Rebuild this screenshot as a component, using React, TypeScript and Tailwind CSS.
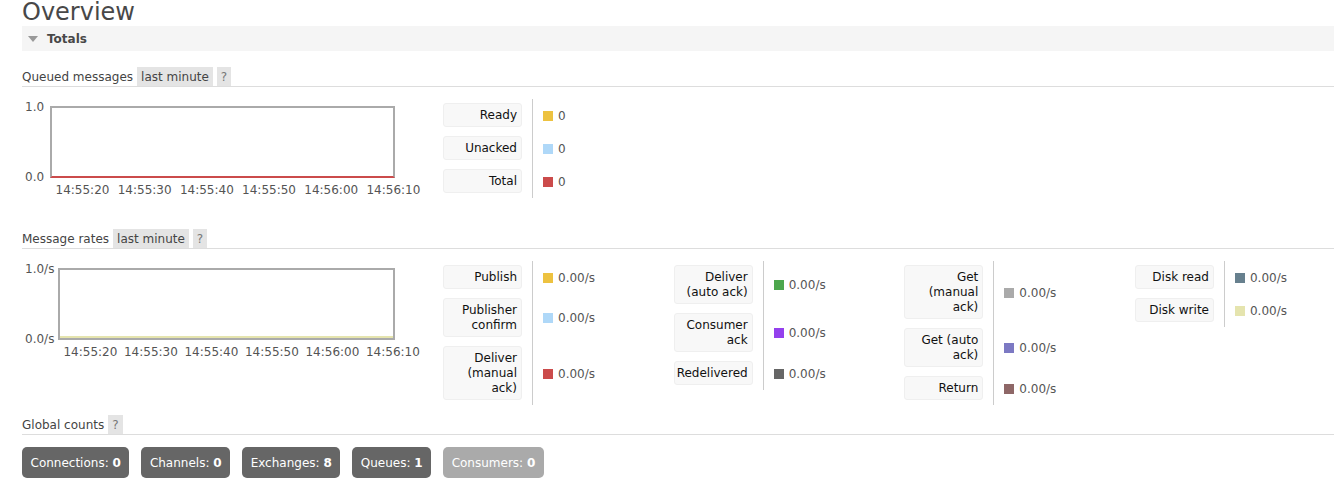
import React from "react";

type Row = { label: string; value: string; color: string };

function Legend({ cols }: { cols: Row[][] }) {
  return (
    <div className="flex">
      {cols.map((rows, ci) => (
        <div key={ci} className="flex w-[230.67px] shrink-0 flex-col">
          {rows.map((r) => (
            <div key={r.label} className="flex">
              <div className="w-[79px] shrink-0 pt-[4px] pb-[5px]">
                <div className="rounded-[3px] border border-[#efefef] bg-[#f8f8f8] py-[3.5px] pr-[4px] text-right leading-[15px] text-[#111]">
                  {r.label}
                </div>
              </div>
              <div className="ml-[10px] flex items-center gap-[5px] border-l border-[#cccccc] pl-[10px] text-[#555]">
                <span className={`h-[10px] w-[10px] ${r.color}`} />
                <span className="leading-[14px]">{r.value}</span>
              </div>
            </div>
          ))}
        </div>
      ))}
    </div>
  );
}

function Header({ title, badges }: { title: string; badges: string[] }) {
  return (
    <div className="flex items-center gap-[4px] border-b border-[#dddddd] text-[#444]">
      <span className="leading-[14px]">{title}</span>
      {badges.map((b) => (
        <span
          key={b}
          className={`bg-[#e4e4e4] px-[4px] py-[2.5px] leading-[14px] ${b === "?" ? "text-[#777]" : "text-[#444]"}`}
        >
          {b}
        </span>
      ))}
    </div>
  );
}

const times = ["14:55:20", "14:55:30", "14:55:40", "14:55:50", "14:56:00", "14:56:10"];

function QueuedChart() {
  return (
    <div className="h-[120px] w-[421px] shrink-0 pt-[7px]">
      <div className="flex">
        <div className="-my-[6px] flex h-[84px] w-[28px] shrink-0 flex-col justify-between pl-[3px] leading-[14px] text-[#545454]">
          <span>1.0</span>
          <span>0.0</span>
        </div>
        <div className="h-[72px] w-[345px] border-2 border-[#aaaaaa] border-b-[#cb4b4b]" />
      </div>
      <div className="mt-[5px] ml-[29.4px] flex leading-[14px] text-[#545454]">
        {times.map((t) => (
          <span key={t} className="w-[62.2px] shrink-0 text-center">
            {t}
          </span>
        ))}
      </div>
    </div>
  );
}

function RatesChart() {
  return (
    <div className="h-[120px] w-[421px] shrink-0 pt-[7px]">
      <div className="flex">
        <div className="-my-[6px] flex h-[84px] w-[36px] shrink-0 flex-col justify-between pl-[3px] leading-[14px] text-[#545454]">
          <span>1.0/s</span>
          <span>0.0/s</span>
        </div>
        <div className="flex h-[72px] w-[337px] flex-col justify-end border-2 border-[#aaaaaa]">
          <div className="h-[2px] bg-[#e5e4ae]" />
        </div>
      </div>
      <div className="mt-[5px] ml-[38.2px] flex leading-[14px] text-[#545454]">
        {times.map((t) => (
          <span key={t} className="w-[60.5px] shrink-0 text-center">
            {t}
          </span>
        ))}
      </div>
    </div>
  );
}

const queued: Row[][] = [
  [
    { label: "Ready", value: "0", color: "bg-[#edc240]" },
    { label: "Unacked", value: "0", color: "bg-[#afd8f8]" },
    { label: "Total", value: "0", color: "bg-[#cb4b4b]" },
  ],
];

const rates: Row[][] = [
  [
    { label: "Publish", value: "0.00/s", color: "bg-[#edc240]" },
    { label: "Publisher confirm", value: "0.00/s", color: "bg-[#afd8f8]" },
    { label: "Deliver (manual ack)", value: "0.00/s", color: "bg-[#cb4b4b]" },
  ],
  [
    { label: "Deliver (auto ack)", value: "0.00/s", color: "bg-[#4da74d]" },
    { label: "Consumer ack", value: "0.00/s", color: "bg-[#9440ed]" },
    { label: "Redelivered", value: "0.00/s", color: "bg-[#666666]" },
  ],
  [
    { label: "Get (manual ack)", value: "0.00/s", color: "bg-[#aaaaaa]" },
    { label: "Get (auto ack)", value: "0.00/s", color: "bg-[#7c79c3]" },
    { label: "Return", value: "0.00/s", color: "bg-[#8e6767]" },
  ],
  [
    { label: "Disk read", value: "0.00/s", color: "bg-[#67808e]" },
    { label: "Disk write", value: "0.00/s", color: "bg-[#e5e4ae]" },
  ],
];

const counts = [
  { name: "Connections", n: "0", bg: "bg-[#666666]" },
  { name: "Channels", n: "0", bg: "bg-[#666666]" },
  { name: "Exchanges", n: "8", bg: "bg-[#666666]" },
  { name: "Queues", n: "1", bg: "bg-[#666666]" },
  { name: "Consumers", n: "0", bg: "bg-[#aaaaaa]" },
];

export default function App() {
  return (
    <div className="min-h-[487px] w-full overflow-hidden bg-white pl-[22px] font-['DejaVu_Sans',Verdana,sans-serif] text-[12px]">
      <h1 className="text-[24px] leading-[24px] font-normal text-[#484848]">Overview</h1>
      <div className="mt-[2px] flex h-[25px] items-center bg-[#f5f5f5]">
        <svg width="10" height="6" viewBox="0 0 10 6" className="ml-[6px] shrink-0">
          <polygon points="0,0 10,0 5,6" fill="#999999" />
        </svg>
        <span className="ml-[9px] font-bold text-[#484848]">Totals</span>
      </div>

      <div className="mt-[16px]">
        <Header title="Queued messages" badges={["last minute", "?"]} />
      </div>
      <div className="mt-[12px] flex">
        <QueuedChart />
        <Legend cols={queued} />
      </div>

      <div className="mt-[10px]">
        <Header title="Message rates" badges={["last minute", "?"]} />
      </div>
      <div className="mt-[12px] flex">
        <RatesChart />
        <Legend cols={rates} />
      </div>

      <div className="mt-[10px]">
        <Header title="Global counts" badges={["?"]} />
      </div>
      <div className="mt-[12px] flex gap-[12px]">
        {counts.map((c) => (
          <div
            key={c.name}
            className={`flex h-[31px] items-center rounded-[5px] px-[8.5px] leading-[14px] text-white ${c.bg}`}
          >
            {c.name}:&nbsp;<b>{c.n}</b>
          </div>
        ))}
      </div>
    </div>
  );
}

━━━━━━━━━━━━━━━━

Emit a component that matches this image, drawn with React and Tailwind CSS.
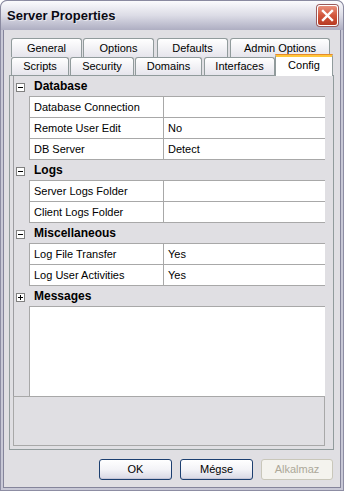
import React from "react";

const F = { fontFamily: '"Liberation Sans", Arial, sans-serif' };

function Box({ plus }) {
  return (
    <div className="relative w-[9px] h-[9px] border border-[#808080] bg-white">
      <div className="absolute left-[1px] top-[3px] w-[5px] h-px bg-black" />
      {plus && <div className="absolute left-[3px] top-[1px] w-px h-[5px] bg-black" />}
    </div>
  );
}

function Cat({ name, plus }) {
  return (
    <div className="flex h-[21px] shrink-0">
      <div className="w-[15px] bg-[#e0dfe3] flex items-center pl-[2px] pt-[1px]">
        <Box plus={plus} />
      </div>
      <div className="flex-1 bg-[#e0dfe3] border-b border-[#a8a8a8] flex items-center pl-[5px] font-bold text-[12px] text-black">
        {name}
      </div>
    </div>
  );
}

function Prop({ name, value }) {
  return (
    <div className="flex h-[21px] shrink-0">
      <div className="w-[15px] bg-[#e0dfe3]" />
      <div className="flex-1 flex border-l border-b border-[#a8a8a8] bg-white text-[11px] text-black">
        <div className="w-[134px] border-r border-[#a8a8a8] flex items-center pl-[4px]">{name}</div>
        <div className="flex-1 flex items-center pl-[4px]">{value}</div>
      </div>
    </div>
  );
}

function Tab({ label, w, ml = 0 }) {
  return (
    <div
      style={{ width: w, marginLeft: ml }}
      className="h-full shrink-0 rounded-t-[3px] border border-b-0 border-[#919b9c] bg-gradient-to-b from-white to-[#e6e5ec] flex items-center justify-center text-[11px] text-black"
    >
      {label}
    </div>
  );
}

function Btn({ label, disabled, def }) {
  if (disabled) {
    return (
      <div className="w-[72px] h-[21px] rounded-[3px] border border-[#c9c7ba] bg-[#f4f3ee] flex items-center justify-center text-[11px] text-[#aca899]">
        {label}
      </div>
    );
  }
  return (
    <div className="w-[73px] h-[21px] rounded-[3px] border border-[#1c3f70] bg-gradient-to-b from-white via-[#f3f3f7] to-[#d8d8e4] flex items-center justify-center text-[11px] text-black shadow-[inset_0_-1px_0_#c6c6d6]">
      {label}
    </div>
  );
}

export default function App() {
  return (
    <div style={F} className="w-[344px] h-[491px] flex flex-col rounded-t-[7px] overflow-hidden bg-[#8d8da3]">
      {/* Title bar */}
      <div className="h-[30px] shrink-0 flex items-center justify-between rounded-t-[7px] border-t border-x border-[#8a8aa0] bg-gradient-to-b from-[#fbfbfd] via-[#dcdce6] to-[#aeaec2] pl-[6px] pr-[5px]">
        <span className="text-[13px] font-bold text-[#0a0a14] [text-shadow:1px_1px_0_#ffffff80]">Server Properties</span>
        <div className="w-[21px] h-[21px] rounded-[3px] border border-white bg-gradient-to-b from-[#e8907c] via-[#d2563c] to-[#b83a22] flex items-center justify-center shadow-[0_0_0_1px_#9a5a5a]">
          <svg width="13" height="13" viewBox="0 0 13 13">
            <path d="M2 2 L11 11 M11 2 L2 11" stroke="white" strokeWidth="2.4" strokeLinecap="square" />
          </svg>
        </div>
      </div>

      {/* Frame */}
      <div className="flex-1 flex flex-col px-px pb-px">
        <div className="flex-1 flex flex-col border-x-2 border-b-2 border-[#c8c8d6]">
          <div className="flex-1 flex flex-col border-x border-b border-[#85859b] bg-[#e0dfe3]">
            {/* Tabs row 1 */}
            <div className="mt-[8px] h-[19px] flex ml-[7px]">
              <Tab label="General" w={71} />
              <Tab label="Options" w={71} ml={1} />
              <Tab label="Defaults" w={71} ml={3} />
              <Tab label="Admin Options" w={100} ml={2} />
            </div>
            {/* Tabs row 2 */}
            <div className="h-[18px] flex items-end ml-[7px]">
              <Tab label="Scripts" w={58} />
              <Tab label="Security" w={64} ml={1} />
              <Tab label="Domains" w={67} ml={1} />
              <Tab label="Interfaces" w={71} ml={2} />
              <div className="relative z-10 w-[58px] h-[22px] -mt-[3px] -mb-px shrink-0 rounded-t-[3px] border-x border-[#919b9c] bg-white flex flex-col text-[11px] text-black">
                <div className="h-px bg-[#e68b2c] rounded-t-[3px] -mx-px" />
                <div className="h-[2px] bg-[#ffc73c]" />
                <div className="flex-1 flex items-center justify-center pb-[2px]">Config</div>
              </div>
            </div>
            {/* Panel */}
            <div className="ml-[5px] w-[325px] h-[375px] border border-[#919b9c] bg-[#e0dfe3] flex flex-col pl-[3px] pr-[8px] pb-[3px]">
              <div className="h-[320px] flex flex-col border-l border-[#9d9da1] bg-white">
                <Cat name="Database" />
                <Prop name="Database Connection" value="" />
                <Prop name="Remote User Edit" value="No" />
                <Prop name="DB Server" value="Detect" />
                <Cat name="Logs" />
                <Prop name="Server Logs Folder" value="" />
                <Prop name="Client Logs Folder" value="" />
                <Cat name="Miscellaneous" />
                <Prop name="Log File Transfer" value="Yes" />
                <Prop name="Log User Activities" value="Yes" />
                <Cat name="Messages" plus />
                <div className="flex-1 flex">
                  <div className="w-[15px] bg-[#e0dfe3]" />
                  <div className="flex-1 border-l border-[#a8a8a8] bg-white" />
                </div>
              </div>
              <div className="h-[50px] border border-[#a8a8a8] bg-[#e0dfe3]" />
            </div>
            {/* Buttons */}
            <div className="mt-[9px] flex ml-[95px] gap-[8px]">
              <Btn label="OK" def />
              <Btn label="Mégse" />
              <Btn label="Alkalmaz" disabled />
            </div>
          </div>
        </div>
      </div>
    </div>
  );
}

━━━━━━━━━━━━━━━━

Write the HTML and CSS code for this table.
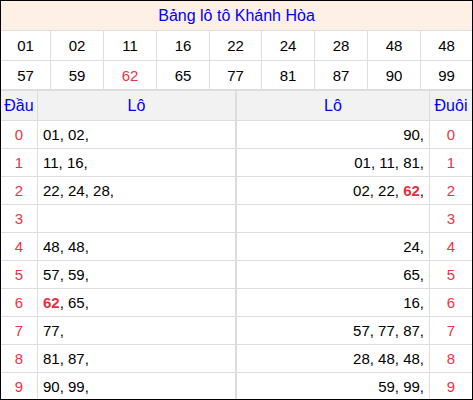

━━━━━━━━━━━━━━━━

__SHORT TASK__: Leaving out all pictures, set down exactly the lines of the material above, from the line with "Rebuild this screenshot" to the line with "string; value: string;" inclusive, and no others.

__THE ANSWER__:
Rebuild this screenshot as a component, using React, TypeScript and Tailwind CSS.
import React from "react";

type Row = { label: string; value: string; color: string };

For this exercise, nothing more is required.